*SHORT TASK:*
How many lines in the listing below include the word "components"? Answer with the number and nothing else.

=== DATA BLOCK ===

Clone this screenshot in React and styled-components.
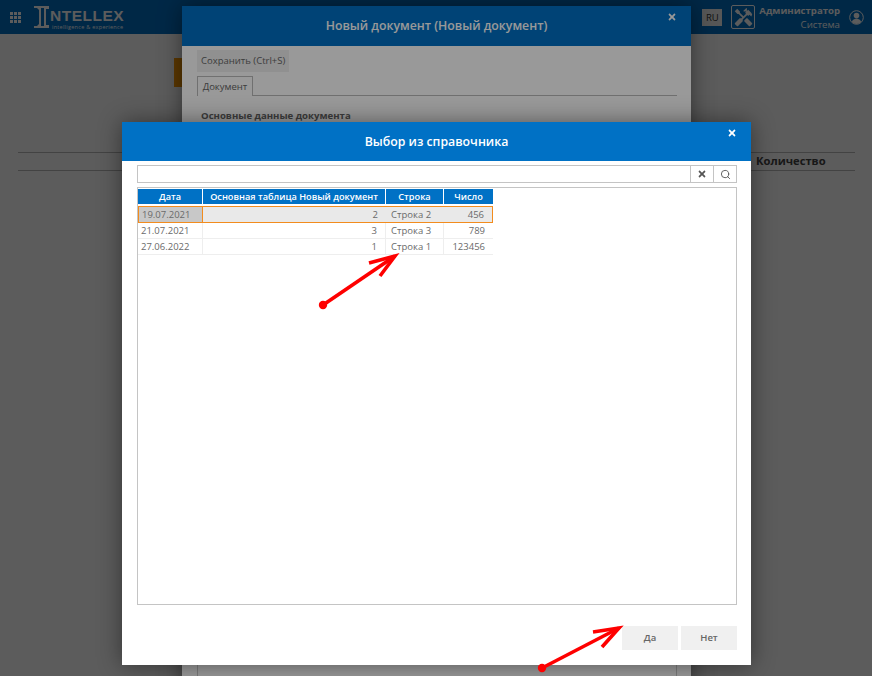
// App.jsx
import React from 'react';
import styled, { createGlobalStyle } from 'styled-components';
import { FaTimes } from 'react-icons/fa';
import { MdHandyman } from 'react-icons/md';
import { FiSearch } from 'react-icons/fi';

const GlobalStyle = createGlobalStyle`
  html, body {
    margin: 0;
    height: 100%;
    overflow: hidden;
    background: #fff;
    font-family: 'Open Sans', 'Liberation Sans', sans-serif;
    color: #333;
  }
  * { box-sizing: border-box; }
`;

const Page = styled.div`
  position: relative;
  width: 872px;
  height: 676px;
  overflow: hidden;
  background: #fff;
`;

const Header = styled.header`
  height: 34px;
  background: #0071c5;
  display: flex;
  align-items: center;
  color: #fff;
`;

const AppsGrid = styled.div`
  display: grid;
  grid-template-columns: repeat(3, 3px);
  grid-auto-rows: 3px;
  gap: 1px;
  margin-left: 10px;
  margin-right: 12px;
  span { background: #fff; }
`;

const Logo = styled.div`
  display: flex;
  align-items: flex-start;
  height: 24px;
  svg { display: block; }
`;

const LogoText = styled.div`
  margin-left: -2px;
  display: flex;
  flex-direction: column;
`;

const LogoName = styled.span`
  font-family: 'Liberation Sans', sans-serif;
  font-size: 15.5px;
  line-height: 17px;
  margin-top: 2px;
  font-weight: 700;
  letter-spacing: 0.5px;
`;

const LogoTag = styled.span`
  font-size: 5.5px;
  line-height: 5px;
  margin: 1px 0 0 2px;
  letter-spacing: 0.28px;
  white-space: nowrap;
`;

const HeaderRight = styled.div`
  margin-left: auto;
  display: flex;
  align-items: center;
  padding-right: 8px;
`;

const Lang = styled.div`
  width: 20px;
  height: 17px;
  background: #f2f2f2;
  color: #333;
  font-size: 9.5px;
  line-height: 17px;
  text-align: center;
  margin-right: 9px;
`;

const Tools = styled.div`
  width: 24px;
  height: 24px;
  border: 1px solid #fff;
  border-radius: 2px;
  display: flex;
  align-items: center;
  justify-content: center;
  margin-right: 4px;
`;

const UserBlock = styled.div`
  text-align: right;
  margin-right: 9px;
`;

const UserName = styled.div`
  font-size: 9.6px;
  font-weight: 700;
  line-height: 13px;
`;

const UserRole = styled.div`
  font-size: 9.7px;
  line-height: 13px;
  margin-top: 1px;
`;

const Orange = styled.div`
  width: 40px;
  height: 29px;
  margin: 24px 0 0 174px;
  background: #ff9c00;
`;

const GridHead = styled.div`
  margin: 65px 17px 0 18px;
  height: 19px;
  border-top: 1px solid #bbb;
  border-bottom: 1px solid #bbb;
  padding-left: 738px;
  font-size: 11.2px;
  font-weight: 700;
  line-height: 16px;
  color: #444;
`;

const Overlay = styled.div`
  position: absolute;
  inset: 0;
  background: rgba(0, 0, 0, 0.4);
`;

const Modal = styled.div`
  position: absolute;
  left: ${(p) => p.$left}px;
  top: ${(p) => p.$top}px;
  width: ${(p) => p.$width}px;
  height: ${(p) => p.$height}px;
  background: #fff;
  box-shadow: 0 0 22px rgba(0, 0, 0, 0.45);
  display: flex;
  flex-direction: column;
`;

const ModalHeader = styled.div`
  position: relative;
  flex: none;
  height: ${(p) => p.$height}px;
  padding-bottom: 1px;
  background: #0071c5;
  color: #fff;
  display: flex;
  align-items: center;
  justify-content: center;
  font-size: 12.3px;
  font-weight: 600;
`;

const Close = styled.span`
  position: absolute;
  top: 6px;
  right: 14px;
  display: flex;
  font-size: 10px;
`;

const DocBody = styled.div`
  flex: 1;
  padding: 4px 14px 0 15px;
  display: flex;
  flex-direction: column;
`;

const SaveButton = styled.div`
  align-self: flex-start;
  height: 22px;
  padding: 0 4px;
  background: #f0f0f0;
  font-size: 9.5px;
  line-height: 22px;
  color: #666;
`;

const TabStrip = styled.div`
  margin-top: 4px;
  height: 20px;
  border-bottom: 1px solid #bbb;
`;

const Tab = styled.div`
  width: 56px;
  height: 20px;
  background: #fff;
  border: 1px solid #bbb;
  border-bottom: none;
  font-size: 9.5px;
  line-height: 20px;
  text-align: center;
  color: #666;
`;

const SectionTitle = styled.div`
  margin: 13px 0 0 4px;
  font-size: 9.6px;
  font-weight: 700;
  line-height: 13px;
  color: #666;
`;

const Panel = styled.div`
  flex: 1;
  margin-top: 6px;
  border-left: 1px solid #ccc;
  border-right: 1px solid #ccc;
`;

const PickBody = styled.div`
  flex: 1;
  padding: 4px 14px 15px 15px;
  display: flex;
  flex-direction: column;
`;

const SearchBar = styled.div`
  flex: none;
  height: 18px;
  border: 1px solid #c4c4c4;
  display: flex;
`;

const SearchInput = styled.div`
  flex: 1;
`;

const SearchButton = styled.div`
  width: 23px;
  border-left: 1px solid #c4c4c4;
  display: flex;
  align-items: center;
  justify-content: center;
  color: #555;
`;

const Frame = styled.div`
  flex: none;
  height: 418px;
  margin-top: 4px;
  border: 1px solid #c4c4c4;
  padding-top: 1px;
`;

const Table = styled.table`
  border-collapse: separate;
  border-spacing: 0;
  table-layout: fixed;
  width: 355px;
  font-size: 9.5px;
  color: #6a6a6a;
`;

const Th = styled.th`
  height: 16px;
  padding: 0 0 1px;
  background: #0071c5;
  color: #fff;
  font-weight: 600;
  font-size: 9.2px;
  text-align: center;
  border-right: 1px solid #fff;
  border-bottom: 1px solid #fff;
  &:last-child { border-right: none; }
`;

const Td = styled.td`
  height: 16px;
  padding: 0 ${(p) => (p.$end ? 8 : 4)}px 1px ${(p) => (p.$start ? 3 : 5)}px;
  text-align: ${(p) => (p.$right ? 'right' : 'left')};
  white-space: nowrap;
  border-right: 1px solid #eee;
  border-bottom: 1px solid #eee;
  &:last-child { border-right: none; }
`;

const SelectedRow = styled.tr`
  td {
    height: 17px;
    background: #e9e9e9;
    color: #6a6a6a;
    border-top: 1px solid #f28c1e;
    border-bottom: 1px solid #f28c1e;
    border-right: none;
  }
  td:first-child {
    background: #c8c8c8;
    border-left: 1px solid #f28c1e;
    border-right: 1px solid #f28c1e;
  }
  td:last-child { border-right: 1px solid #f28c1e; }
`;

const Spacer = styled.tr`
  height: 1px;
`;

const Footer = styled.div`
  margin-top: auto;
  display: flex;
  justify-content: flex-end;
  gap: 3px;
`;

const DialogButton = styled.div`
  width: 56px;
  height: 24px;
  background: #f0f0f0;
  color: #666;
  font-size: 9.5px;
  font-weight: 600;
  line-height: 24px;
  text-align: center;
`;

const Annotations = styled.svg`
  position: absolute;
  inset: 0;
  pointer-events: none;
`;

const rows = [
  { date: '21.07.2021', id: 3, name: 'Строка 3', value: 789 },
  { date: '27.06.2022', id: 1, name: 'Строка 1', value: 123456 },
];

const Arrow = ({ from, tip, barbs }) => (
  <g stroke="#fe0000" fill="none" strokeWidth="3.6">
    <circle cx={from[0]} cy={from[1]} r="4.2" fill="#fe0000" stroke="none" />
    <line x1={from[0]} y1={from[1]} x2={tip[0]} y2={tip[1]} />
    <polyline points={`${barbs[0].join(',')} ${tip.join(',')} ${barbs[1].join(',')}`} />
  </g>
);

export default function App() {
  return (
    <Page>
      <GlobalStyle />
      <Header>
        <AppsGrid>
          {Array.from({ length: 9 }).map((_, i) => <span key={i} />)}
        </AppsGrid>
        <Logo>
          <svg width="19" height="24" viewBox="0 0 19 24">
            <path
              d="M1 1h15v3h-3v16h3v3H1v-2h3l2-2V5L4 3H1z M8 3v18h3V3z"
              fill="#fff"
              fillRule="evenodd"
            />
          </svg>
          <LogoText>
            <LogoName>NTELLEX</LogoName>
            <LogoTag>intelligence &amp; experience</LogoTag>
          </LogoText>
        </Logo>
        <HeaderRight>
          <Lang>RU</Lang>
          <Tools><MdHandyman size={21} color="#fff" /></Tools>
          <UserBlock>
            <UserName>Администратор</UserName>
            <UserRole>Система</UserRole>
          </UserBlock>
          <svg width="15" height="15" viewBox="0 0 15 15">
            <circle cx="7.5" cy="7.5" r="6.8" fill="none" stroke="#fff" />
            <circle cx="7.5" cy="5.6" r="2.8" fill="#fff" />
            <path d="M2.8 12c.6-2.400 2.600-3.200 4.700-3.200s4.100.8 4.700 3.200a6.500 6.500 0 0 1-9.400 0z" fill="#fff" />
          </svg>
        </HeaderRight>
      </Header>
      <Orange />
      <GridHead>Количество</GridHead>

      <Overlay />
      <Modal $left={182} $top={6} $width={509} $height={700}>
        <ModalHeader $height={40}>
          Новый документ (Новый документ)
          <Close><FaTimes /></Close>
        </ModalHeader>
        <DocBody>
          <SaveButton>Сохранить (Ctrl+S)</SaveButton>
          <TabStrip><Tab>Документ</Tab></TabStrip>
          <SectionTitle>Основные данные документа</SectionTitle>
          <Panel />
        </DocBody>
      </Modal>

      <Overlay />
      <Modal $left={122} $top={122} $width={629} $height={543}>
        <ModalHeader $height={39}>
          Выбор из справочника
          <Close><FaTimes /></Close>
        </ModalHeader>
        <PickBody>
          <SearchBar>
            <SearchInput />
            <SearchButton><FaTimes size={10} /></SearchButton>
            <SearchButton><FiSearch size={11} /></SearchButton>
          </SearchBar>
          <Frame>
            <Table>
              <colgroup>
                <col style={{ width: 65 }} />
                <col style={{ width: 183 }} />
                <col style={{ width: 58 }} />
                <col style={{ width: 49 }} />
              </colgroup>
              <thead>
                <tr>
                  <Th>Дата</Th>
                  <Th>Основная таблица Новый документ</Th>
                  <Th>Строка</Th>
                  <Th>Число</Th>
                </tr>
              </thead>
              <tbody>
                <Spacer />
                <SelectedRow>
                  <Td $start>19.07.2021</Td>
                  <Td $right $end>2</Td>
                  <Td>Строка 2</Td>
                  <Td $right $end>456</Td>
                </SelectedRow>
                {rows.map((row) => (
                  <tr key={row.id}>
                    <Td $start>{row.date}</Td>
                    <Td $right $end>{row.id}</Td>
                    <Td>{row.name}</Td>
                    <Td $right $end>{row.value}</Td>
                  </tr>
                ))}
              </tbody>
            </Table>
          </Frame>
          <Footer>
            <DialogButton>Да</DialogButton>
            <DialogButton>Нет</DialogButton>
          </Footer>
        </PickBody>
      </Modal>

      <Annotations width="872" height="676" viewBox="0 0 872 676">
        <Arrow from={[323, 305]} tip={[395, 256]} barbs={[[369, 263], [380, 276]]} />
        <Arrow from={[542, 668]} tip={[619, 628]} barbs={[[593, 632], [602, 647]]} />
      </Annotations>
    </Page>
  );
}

===

*ANSWER TO THE PROBLEM:*
2